Очень важно сказать, что самыми ярыми сторонниками и глашатаями этой новой инфраструктуры были, как ни странно, именно художники-акционисты девяностых годов — те же Анатолий Осмоловский и Олег Кулик. Поэтому, конечно, очень любопытным было вообще возвращение перформативности и возможность некоего действия вне институции. Важен язык этого нового акционизма: обращение к пассивному запасу русского языка, к утробному, базовому, элементарному жесту, апеллирование к животному и телесному началам. Это была языковая форма отрицания институционализированного искусства нулевых годов, искусства тщательно выполненного с надеждой, что это искусство купят, — поэтому оно часто обращается к дорогим материалам и к нарочитой материальности со всеми чисто внешними проявлениями сделанности. Искусство, предельно артикулированное по своему языку, сменяется искусством абсолютно неартикулированным, злоупотребляющим похабностью, вульгарностью и спонтанным телесным жестом.
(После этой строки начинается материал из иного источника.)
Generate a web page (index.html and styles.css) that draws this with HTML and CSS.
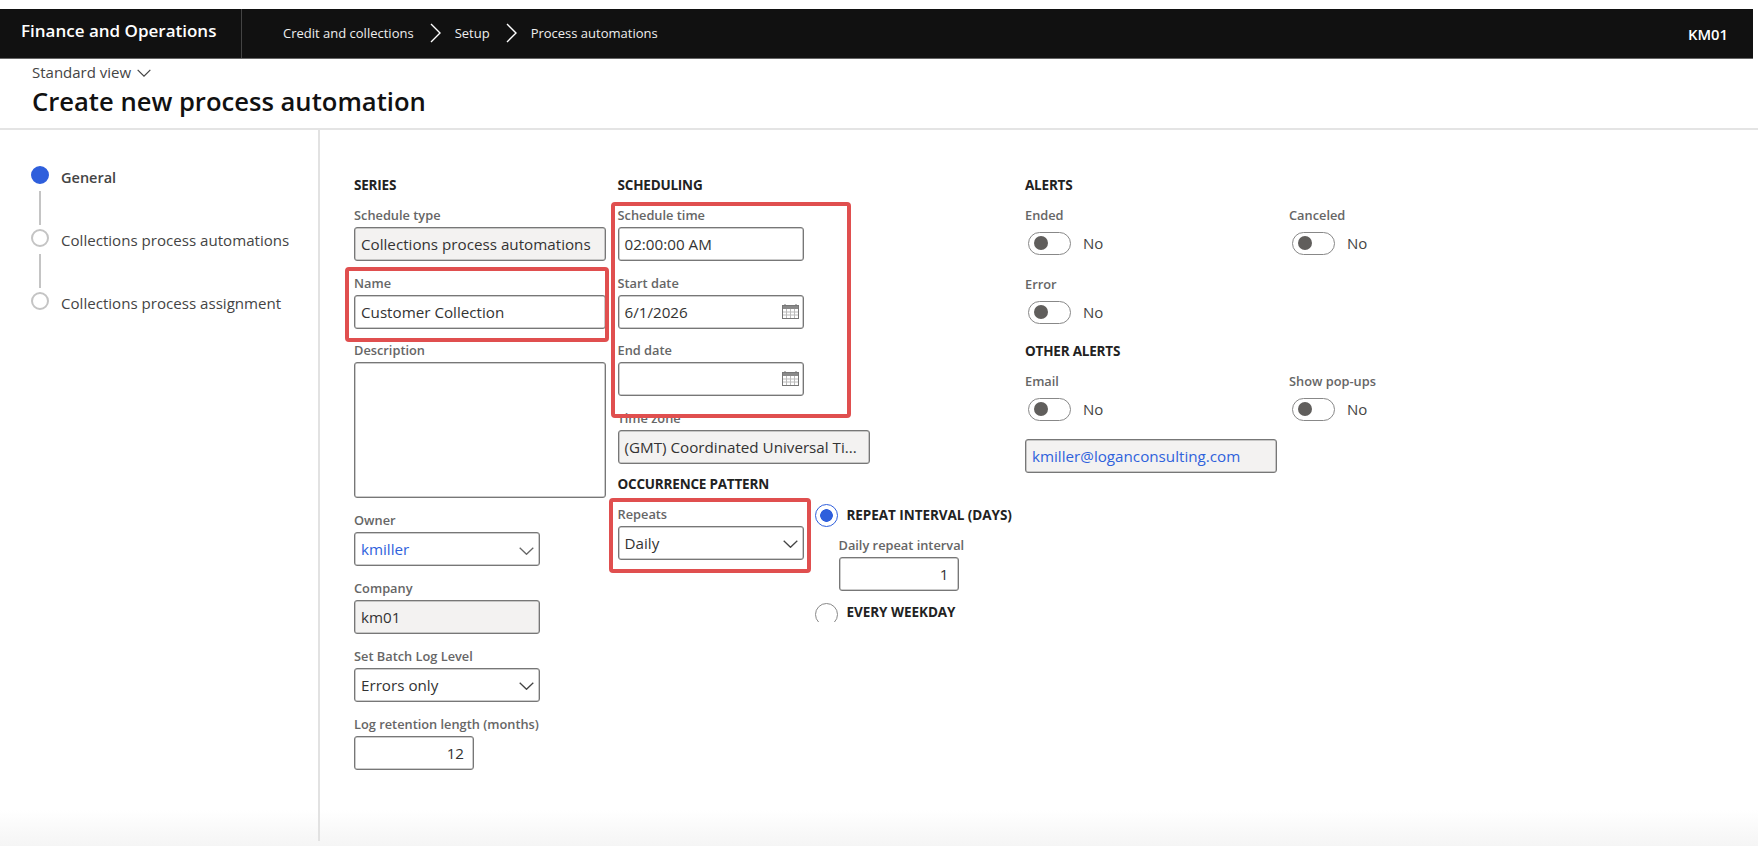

Это было очень важным и ярким сдвигом, который, конечно, не свел все русское искусство к новому акционизму, но тем не менее обозначил какой-то совершенно другой и очень важный вектор.

Впрочем, есть один важный момент, предшествующий появлению «Войны», — это возникновение в России еще в начале — середине нулевых того, что может быть названо политическим искусством — искусством, рефлексирующим политическую тематику. В первую очередь оно связано с практикой группы «Что делать?», которая родилась и сформировалась в «колыбели революции» — городе Петербурге. По мере того как набирали силу эта новая олигархическая пропагандистская инфраструктура и ее искусство, начало развиваться искусство политической критики. С этой точки зрения, что тоже очень любопытно, акционизм рубежа нулевых и десятых был оппозиционен не только искусству режима, но и политическому искусству второй половины нулевых — искусству очень интеллектуализированному, рефлексивному, растворенному в теоретическом самоописании и производстве знания, мыслящего искусство как часть когнитивного производства. Такова была симптоматика акционизма слома десятилетий.

В десятые годы открытость и попытка найти свое место в глобальном мире сменяются в официальной политике на изоляционизм и возвращение к неким архаическим и традиционным ценностям — и медленное, неумолимое удушение той самой инфраструктуры, которую, собственно говоря, государство в течение десяти лет и создавало. Параллельно с этим идут разного рода процессы: в частности, процесс консьюмеризации, рутинизации и экспансии искусства политического толка. 2009–2012-й — это годы, когда левокритическое искусство западноевропейского образца становится одним из мейнстримов для молодых художников. Этот вектор обозначил собой начало нового десятилетия.

Самое же симптоматическое явление последних лет — это появление целой цепочки небольших некоммерческих выставочных и дискуссионных площадок, созданных молодыми критиками и художниками. Не ставя перед собой коммерческих целей, не надеясь на способность взять верх над бюрократическо-олигархической инфраструктурой, не оправдывая себя неоидеологическим (левокритическим) пафосом, эти созданные на чистом энтузиазме площадки становятся местом интимного творческого диалога, взыскания искусства как такового. Чем-то эти новые институции похожи на те, что создавались на таком же голом энтузиазме в начале девяностых. Но только тогда предполагалось, что со временем эти галереи и выставочные центры превратятся в лидеров рынка и публичного показа (что отчасти, как здесь говорилось, и произошло). Новые же институции середины 2010-х годов понимают свою миссию иначе — они связывают себя не с публичным и не с частным, а с тем, что может быть названо общим. И если и можно счесть, что у художественного развития последних пятнадцати лет есть некая позитивная результирующая, то, пожалуй, ее можно усмотреть в этом опыте творческой самоорганизации.